Verse 76. According to thy word. David had a particular
promise of a particular benefit; to wit, the kingdom of Israel. And this promise
God performed unto him; but his comfort stood not in it; for Saul before him had
the kingdom, but the promises of mercy belonged not to him, and therefore, when
God forsook him, his kingdom could not sustain him. But David here depends upon
the general promises of God's mercy made to his children; wherein he
acknowledgeth a particular promise of mercy made to him. For the general
promises of mercy and grace made in the gospel are by faith made particular to
every believer. William Cowper.
Verse 76. Thy word unto thy servant. Here we may use the
eunuch's question: "Of whom speaketh the prophet this, of himself or of some
other man?" Of himself questionless, under the denomination of God's servant.

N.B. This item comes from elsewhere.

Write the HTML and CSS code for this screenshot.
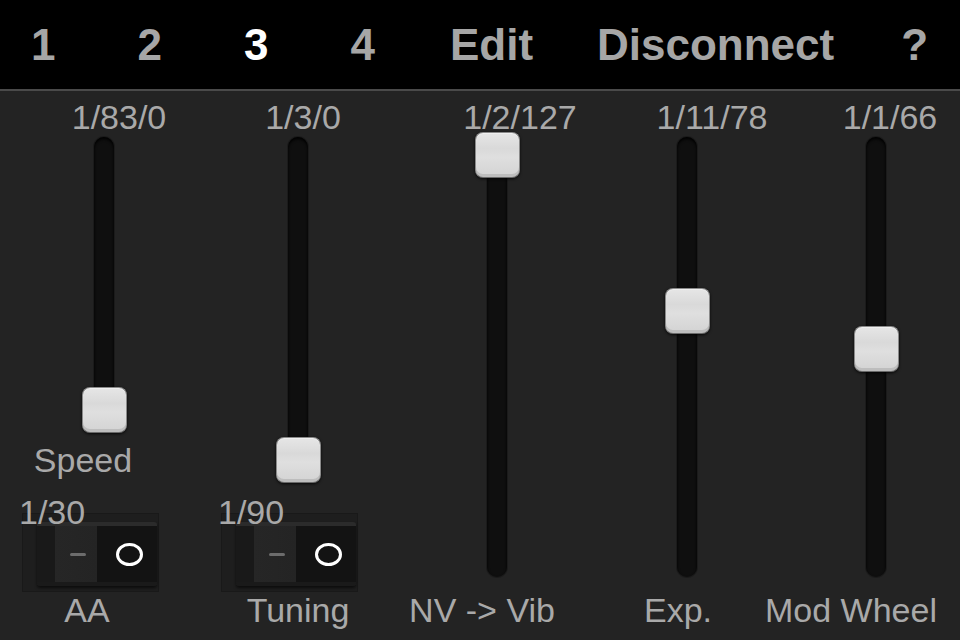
FILE: index.html
```html
<!DOCTYPE html>
<html>
<head>
  <title>Controller Page 3</title>
  <link rel="stylesheet" href="styles.css">
</head>
<body>
  <div class="topbar">
    <a class="tab" href="#">1</a>
    <a class="tab" href="#">2</a>
    <a class="tab active" href="#">3</a>
    <a class="tab" href="#">4</a>
    <a class="tab tab-edit" href="#">Edit</a>
    <a class="tab tab-disc" href="#">Disconnect</a>
    <a class="tab tab-help" href="#">?</a>
  </div>

  <div class="panel">
    <!-- Speed + AA -->
    <div class="col col-1">
      <div class="value">1/83/0</div>
      <div class="track track-speed">
        <div class="travel"><div class="thumb" style="--pos: 1"></div></div>
      </div>
      <div class="name name-speed">Speed</div>
      <div class="switch-group">
        <div class="switch-value">1/30</div>
        <div class="switch">
          <div class="rocker">
            <div class="rocker-off"><span class="dash"></span></div>
            <div class="rocker-on"><span class="ring"></span></div>
          </div>
        </div>
      </div>
      <div class="name name-aa">AA</div>
    </div>

    <!-- Tuning -->
    <div class="col col-2">
      <div class="value">1/3/0</div>
      <div class="track track-tuning">
        <div class="travel"><div class="thumb" style="--pos: 1"></div></div>
      </div>
      <div class="switch-group">
        <div class="switch-value">1/90</div>
        <div class="switch">
          <div class="rocker">
            <div class="rocker-off"><span class="dash"></span></div>
            <div class="rocker-on"><span class="ring"></span></div>
          </div>
        </div>
      </div>
      <div class="name name-tuning">Tuning</div>
    </div>

    <!-- NV -> Vib -->
    <div class="col col-3">
      <div class="value">1/2/127</div>
      <div class="track">
        <div class="travel"><div class="thumb" style="--pos: 0"></div></div>
      </div>
      <div class="name">NV -&gt; Vib</div>
    </div>

    <!-- Expression -->
    <div class="col col-4">
      <div class="value">1/11/78</div>
      <div class="track">
        <div class="travel"><div class="thumb" style="--pos: 0.386"></div></div>
      </div>
      <div class="name">Exp.</div>
    </div>

    <!-- Mod wheel -->
    <div class="col col-5">
      <div class="value">1/1/66</div>
      <div class="track">
        <div class="travel"><div class="thumb" style="--pos: 0.48"></div></div>
      </div>
      <div class="name">Mod Wheel</div>
    </div>
  </div>
</body>
</html>
```

FILE: styles.css
```css
body {
  margin: 0;
  width: 960px;
  height: 640px;
  overflow: hidden;
  background-color: #232323;
  font-family: "Liberation Sans", Arial, sans-serif;
}

/* top navigation */
.topbar {
  display: flex;
  height: 66px;
  padding-top: 23px;
  background-color: #000;
  border-bottom: 2px solid #4a4a4a;
}

.tab {
  margin-left: 82px;
  font-size: 44px;
  line-height: 44px;
  font-weight: bold;
  color: #a6a6a6;
  text-decoration: none;
}

.tab:first-child {
  margin-left: 31px;
}

.tab.active {
  color: #fff;
}

.tab-edit {
  margin-left: 75px;
}

.tab-disc {
  margin-left: 64px;
}

.tab-help {
  margin-left: 67px;
}

/* slider columns */
.panel {
  display: flex;
}

.col {
  flex-shrink: 0;
  width: 170px;
  display: flex;
  flex-direction: column;
  align-items: center;
}

.col-1 { margin-left: 19px; }
.col-2 { margin-left: 24px; }
.col-3 { margin-left: 29px; }
.col-4 { margin-left: 20px; }
.col-5 { margin-left: 19px; }

.value,
.name {
  font-size: 34px;
  line-height: 34px;
  color: #a9a9a9;
  white-space: nowrap;
}

.value {
  margin-top: 9px;
}

.col-1 .value { margin-left: 30px; }
.col-2 .value { margin-left: 10px; }
.col-3 .value { margin-left: 46px; }
.col-4 .value { margin-left: 50px; }
.col-5 .value { margin-left: 28px; }

.name {
  margin-top: 16px;
}

.col-3 .name { margin-right: 30px; }
.col-4 .name { margin-right: 18px; }
.col-5 .name { margin-right: 50px; }

.name-speed {
  margin-top: 15px;
  margin-right: 42px;
}

.name-aa {
  margin-top: 1px;
  margin-right: 34px;
}

.name-tuning {
  margin-top: 1px;
}

/* track + thumb */
.track {
  position: relative;
  width: 20px;
  height: 440px;
  margin-top: 3px;
  background-color: #0f0f0f;
  border-radius: 10px;
  box-shadow: inset 0 2px 3px #000, 0 0 0 1px #1b1b1b;
}

.track-speed {
  height: 291px;
}

.track-tuning {
  height: 341px;
}

.travel {
  position: absolute;
  top: -5px;
  bottom: -5px;
  left: 0;
  right: 0;
}

.thumb {
  position: absolute;
  left: calc(50% - 22px);
  top: calc(var(--pos) * (100% - 46px));
  width: 45px;
  height: 46px;
  box-sizing: border-box;
  border-radius: 8px;
  border: 1px solid #8a8a8a;
  border-bottom-color: #6a6a6a;
  background: linear-gradient(#e6e6e6, #d9d9d9 35%, #dfdfdf 55%, #d3d3d3);
  box-shadow: 0 1px 3px rgba(0, 0, 0, 0.8), inset 0 -3px 0 #bdbdbd, inset 0 1px 0 #efefef;
}

/* rocker switches */
.switch-group {
  width: 140px;
  margin-top: 18px;
}

.col-1 .switch-group { margin-right: 30px; }
.col-2 .switch-group { margin-top: 17px; margin-right: 20px; }

.switch-value {
  position: relative;
  z-index: 1;
  font-size: 34px;
  line-height: 34px;
  color: #a9a9a9;
}

.switch {
  width: 137px;
  height: 79px;
  box-sizing: border-box;
  margin-top: -16px;
  margin-left: 3px;
  padding: 8px 1px 5px 14px;
  background-color: #1e1e1e;
  border: 1px solid #191919;
}

.rocker {
  display: flex;
  height: 100%;
  border-radius: 3px;
  overflow: hidden;
  border-top: 4px solid #2b2b2b;
  border-bottom: 4px solid #1a1a1a;
  box-sizing: border-box;
  box-shadow: 0 2px 3px rgba(0, 0, 0, 0.6);
}

.rocker-off {
  flex: 0 0 60px;
  display: flex;
  align-items: center;
  padding-left: 33px;
  box-sizing: border-box;
  background: linear-gradient(90deg, #191919 0, #191919 18px, #262626 18px, #242424);
}

.dash {
  width: 16px;
  height: 3px;
  border-radius: 2px;
  background-color: #6c6c6c;
}

.rocker-on {
  flex: 1;
  display: flex;
  align-items: center;
  justify-content: center;
  padding-left: 4px;
  background-color: #131313;
}

.ring {
  width: 21px;
  height: 17px;
  border: 3px solid #fff;
  border-radius: 50%;
}
```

But then the question returneth, Is it a word of promise made to himself in
particular, or to God's servants in the general? Some say the former, the
promises brought to him by Nathan. I incline to the latter, and it teacheth us
these three truths:
1. First. That God's servants only are capable of the sweet
effects of his mercy and the comforts of his promises. Who are God's servants?

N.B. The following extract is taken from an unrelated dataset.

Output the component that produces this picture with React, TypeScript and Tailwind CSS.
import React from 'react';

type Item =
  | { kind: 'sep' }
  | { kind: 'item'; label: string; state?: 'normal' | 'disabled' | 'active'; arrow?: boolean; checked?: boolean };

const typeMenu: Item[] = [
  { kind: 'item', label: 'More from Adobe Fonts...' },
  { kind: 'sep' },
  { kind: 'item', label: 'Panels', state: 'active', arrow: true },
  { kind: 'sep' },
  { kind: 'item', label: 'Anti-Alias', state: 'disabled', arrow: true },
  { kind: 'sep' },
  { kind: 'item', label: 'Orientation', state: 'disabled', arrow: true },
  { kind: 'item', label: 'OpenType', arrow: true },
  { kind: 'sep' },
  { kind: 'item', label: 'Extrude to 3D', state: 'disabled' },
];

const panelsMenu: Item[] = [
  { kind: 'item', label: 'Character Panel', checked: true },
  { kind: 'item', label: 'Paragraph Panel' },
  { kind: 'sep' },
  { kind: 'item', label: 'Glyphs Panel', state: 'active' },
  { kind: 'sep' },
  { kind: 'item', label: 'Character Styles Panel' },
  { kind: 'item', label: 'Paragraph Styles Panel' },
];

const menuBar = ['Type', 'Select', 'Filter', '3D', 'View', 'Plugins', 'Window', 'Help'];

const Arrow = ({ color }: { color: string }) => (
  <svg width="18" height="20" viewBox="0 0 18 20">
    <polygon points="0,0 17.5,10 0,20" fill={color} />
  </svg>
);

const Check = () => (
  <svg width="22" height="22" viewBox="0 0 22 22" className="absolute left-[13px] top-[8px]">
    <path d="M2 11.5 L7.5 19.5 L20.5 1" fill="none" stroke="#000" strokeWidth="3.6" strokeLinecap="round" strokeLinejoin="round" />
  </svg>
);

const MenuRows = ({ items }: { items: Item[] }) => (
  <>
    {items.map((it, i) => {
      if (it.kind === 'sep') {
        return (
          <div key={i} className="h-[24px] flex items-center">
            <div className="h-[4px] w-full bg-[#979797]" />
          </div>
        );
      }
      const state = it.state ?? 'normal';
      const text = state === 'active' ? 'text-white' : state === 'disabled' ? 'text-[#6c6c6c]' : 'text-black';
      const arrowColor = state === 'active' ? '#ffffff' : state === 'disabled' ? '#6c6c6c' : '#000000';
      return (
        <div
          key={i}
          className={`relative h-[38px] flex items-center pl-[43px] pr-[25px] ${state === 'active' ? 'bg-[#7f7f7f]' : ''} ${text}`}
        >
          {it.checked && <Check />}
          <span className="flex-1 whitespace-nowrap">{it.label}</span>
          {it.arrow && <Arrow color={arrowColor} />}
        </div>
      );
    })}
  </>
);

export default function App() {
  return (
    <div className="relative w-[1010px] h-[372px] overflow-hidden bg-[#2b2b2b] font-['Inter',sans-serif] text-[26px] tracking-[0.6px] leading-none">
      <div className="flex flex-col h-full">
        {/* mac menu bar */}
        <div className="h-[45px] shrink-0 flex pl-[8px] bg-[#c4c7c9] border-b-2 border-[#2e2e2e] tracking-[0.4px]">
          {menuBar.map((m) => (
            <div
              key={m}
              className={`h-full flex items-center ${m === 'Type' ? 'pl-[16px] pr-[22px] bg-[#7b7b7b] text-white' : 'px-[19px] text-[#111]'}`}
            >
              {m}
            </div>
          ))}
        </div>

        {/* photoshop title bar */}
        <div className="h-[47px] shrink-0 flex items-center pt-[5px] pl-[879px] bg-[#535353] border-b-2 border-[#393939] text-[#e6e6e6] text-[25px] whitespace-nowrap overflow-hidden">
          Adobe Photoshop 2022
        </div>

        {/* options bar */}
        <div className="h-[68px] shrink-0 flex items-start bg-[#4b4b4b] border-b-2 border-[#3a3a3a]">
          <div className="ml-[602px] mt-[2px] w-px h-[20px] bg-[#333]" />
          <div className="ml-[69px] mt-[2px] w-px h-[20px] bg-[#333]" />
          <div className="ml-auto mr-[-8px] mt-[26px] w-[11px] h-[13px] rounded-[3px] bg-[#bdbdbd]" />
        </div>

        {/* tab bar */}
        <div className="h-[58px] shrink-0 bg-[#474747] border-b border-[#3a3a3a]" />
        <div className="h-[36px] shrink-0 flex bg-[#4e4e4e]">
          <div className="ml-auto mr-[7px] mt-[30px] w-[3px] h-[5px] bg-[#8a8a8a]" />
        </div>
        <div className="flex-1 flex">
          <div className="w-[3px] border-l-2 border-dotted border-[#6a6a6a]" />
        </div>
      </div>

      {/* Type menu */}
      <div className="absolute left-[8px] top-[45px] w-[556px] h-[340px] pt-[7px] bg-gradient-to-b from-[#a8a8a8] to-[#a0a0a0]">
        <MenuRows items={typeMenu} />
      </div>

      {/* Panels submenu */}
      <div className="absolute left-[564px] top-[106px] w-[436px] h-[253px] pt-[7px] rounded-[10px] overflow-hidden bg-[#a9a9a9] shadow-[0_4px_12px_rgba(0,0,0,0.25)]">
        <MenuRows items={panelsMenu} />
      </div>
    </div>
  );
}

(1.) Such as own his right and are sensible of his interest in them: "God, whose
I am, and whom I serve" (Ac 28:23). (2.) Such as give up themselves to him,
renouncing all other masters. Renounce we must, for we were once under another
master (Ro 6:17 Mt 6:24 Ro 6:13 1Ch 30:8). (3.) Such as accordingly frame
themselves to do his work sincerely: "serve with my spirit" (Ro 1:9); and, "in
newness of spirit" (Ro 7:6), even as becomes those who are renewed by the
Spirit: diligently (Ac 26:7), and universally (Lu 1:74-75), and wait upon him
for grace to do so (Heb 7:28). These are capable of comfort. The book of God
speaketh no comfort to persons that live in sin, but to God's servants, such as
do not live as if they were at their own disposal, but at God's beck. If he say
go, they go. They give up themselves to be and do what God will have them to be
and do.
2. Secondly. If we have the benefit of the promise, we must thrust
in ourselves under one title or other among those to whom the promise is made;
if not as God's children, yet as God's servants. Then the promise is as sure to
us as if our name were in it.
3. Thirdly. All God's servants have common grounds of comfort:
every one of God's servants may plead with God as David doth. The comforts of
the word are the common portion of God's people. Thomas Manton.
Verse 76. Thy word unto thy servant. Our Master has passed
his word to all his servants that he will be kind to them and they may plead it
with him. Matthew Henry.
Verse 77. Let thy tender mercies come unto me, that I may
live. If we mark narrowly we shall find that David here seeks another sort
of mercy than he sought before. For first he sought mercy to forgive his sins;
then he sought mercy to comfort him in his troubles; now he seeks mercy to live,
and sin no more. Alas, many seek the first mercy, of remission; and the second
mercy, of consolation in trouble, who are altogether careless of the third
mercy, to live well. It is a great mercy of God to amend thy life: where this is
not, let no man think he hath received either of the former. It is a great mercy
of God, which not only pardons evil that is done, but strengthens us also to
further good that we have not done; and this is the mercy which here David
seeks. William Cowper.
Verse 77. Let thy tender mercies come unto me, etc. The
mercies of God are "tender mercies, "they are the mercies of a father to his
children, nay, tender as the compassion of a mother over the son of her womb.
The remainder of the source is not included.